The length of the support strap 50 must be sufficient so that a branched or non-branched holiday string of lights 5, 5′, respectively, are 12 to 20 feet in length maybe wound in a stacked manner around one axle. Also, the width of the support strap 50 must be sufficient so that if the spool 12 is used with a branched string of lights 5, the branch wires 6 and lights 7 are spread across the strap 50 in a flat configuration so that each layer of strap 50 on the axle is relatively thin. In the preferred embodiment, the support strap 50 is made of nylon and measures approximately 3 inches in width and approximately 120 to 240 inches in length.

A means for locking the handles in place on the spool ma also be provided that prevents the axles from unwinding when in storage. In the preferred embodiment, the means for locking is a pivoting lock arm 120 mounted on the outside surface of the circular plate that engages a slot 125 formed on the handle 32, 37 or 65, 85. To lock the axle on the spool, the lock arm 120 is rotated so that the tip of the lock arm engages the slot. To unlock the axle on the spool, the lock arm 120 is rotate so that the tip is disengaged from the slot.
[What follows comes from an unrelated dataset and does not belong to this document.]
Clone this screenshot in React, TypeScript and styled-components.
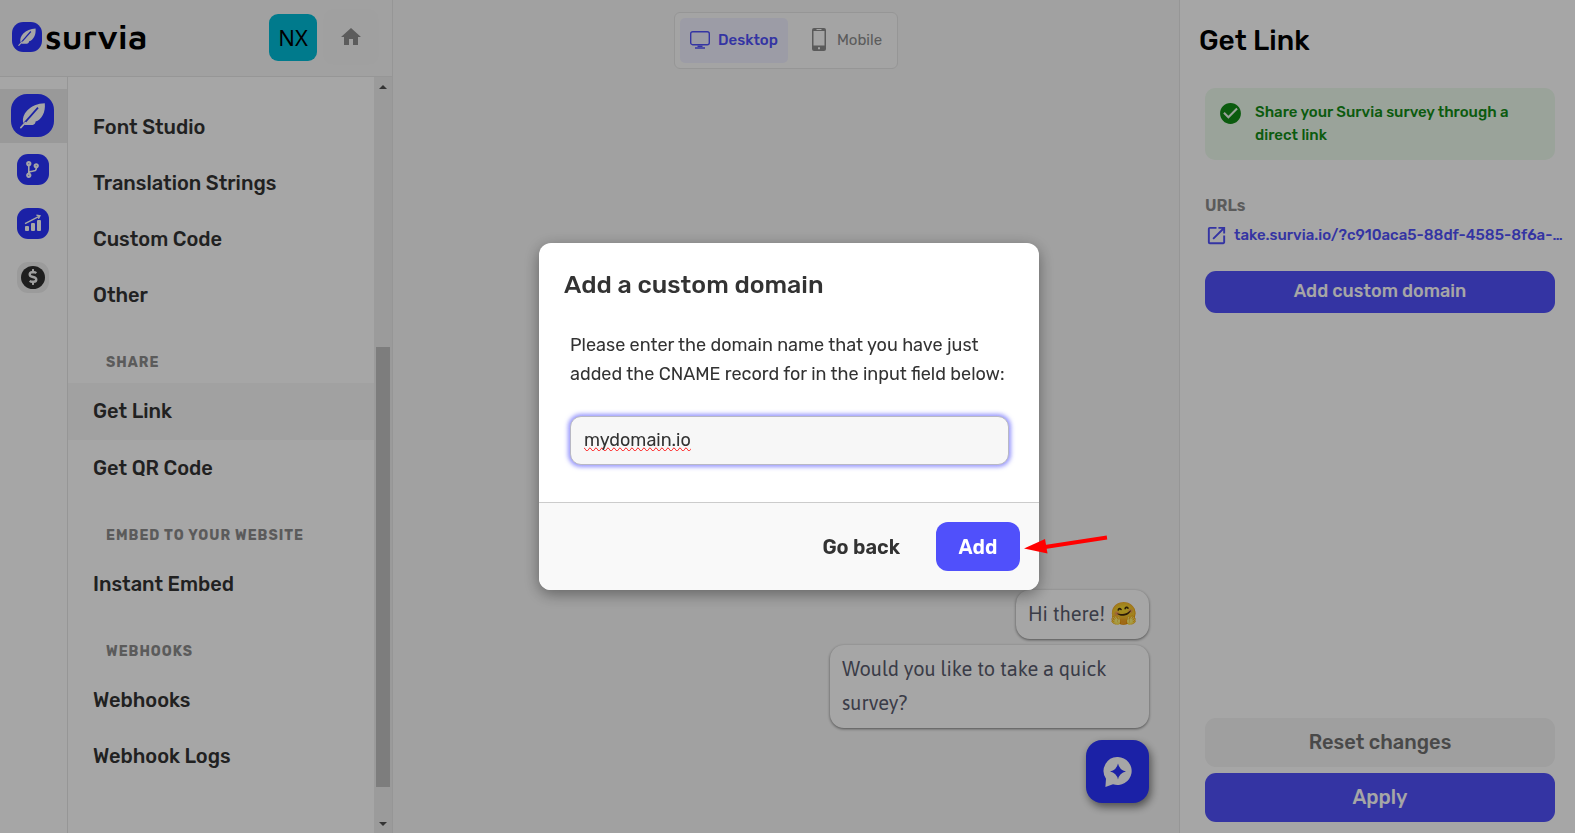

In compliance with the statute, the invention described herein has been described in language more or less specific as to structural features. It should be understood however, that the invention is not limited to the specific features shown, since the means and construction shown, is comprised only of the preferred embodiments for putting the invention into effect. The invention is therefore claimed in any of its forms or modifications within the legitimate and valid scope of the amended claims, appropriately interpreted in accordance with the doctrine of equivalents.